Lula lidera em todos os cenários da disputa presidencial de 2026. Mas o conjunto dos números dessas e de outras avaliações e das avaliações de outros temas, mostram que, eleitoralmente, o país continua polarizado. Mesmo que o campo de direita saia dividido em 2026, o que ainda é uma cogitação, um segundo turno será disputado de forma acirrada e a margem do vitorioso deverá ser pequena.
Com Bolsonaro fora da disputa eleitoral, o candidato potencialmente mais competitivo da direita é o governador Tarcísio. Sua avaliação positiva no governo, pelo Datafolha, é de 41%. Trata-se de uma avaliação confortável, mas não extraordinária. Juntando essa avaliação com a recuperação do governo federal e com o desempenho eleitoral de Lula, dificilmente Tarcísio arriscará uma possível reeleição no estado de São Paulo em nome de uma empreitada arriscada na corrida presidencial.
Para Lula, o ideal seria chegar com uma avaliação positiva do governo no patamar dos 40% em 2026. Mas isto parece um pouco difícil. O mais provável é que o governo possa recuperar um patamar dos 36%, desde que faça a coisa certa, mostrando ativismo, capacidade de direção e melhoria e visibilização dos programas governamentais.

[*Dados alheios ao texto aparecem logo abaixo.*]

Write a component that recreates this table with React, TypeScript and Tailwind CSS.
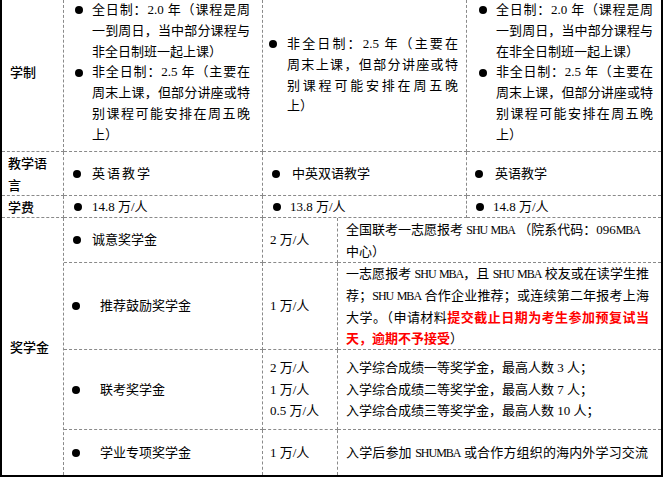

Conseguir aprovar no Congresso o projeto de isenção do Imposto de Renda até os R$ 5 mil e a cobrança para quem ganha acima de R$ 50 mil será importante para o governo melhorar o desempenho nos setores de renda média. Os dois pontos têm alta aceitação popular.
A inflação e o endividamento das famílias continuam sendo pontos vulneráveis nas camadas de renda baixa. Os bons dados da economia não serão suficientes se Lula e o governo não melhorarem o desempenho político e a comunicação, apontando um caminho de inovação e esperança para o futuro do país.
Embora a maioria da opinião pública reprove a tese da anistia, num placar de 56% contra e 36% a favor, esse jogo ainda está sendo jogado. O fato de a oposição ter conseguido o número suficiente de assinatura na Câmara para propor rito acelerado na tramitação do projeto da anistia mostra que a articulação política do governo continua frágil e com dificuldades de coordenar os interesses políticos de partidos de centro-direita que têm assento no Ministério.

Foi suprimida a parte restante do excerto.